Return the data exactly, with all pictures removed.
──────────────────────────────
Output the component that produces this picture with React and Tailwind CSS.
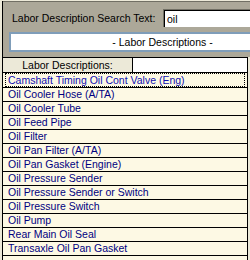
const rows = [
  "Oil Cooler Hose (A/TA)",
  "Oil Cooler Tube",
  "Oil Feed Pipe",
  "Oil Filter",
  "Oil Pan Filter (A/TA)",
  "Oil Pan Gasket (Engine)",
  "Oil Pressure Sender",
  "Oil Pressure Sender or Switch",
  "Oil Pressure Switch",
  "Oil Pump",
  "Rear Main Oil Seal",
  "Transaxle Oil Pan Gasket",
];

export default function App() {
  return (
    <div
      className="w-[250px] h-[260px] overflow-hidden bg-[#ece9d8] pt-px pl-[2px] text-[10.5px] leading-[13px]"
      style={{ fontFamily: '"Liberation Sans", Arial, sans-serif' }}
    >
      <div className="border-l border-black h-full flex flex-col">
        {/* search panel */}
        <div className="w-[330px] h-[56px] shrink-0 border-t border-[#716f64] bg-[#aca899] pl-[6px] pt-[7px]">
          <div className="flex h-[18px]">
            <div className="w-[154px] pl-[3px] flex items-center text-black">
              Labor Description Search Text:
            </div>
            <div className="flex-1 border-t border-l border-[#716f64] bg-white">
              <div className="h-full border-t border-l border-black flex items-center pl-[2px] text-black">
                oil
              </div>
            </div>
          </div>
          <div className="mt-[5px] w-[307px] h-[20px] border-2 border-[#7f9db9] bg-white flex items-center justify-center text-black">
            - Labor Descriptions -
          </div>
        </div>

        {/* grid */}
        <div className="w-[245px] flex-1 flex flex-col bg-[#fdf9e4] border-r border-black">
          <div className="flex h-[16px] shrink-0 border-t border-b border-black">
            <div className="w-[130px] border-r border-black bg-[#ece9d8] flex items-center justify-center text-black">
              Labor Descriptions:
            </div>
            <div className="flex-1 bg-white"></div>
          </div>
          <div className="h-[15px] shrink-0 border-b border-black">
            <div className="h-full mx-[2px] border border-dotted border-black flex items-center pl-[2px] text-[#1010b0]">
              Camshaft Timing Oil Cont Valve (Eng)
            </div>
          </div>
          {rows.map((r) => (
            <div
              key={r}
              className="h-[14px] shrink-0 border-b border-black flex items-center pl-[5px] text-[#000080]"
            >
              {r}
            </div>
          ))}
          <div className="flex-1"></div>
        </div>
      </div>
    </div>
  );
}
──────────────────────────────
OUTPUT:
Output the component that produces this picture with React and Tailwind CSS.
const rows = [
  "Oil Cooler Hose (A/TA)",
  "Oil Cooler Tube",
  "Oil Feed Pipe",
  "Oil Filter",
  "Oil Pan Filter (A/TA)",
  "Oil Pan Gasket (Engine)",
  "Oil Pressure Sender",
  "Oil Pressure Sender or Switch",
  "Oil Pressure Switch",
  "Oil Pump",
  "Rear Main Oil Seal",
  "Transaxle Oil Pan Gasket",
];

export default function App() {
  return (
    <div
      className="w-[250px] h-[260px] overflow-hidden bg-[#ece9d8] pt-px pl-[2px] text-[10.5px] leading-[13px]"
      style={{ fontFamily: '"Liberation Sans", Arial, sans-serif' }}
    >
      <div className="border-l border-black h-full flex flex-col">
        {/* search panel */}
        <div className="w-[330px] h-[56px] shrink-0 border-t border-[#716f64] bg-[#aca899] pl-[6px] pt-[7px]">
          <div className="flex h-[18px]">
            <div className="w-[154px] pl-[3px] flex items-center text-black">
              Labor Description Search Text:
            </div>
            <div className="flex-1 border-t border-l border-[#716f64] bg-white">
              <div className="h-full border-t border-l border-black flex items-center pl-[2px] text-black">
                oil
              </div>
            </div>
          </div>
          <div className="mt-[5px] w-[307px] h-[20px] border-2 border-[#7f9db9] bg-white flex items-center justify-center text-black">
            - Labor Descriptions -
          </div>
        </div>

        {/* grid */}
        <div className="w-[245px] flex-1 flex flex-col bg-[#fdf9e4] border-r border-black">
          <div className="flex h-[16px] shrink-0 border-t border-b border-black">
            <div className="w-[130px] border-r border-black bg-[#ece9d8] flex items-center justify-center text-black">
              Labor Descriptions:
            </div>
            <div className="flex-1 bg-white"></div>
          </div>
          <div className="h-[15px] shrink-0 border-b border-black">
            <div className="h-full mx-[2px] border border-dotted border-black flex items-center pl-[2px] text-[#1010b0]">
              Camshaft Timing Oil Cont Valve (Eng)
            </div>
          </div>
          {rows.map((r) => (
            <div
              key={r}
              className="h-[14px] shrink-0 border-b border-black flex items-center pl-[5px] text-[#000080]"
            >
              {r}
            </div>
          ))}
          <div className="flex-1"></div>
        </div>
      </div>
    </div>
  );
}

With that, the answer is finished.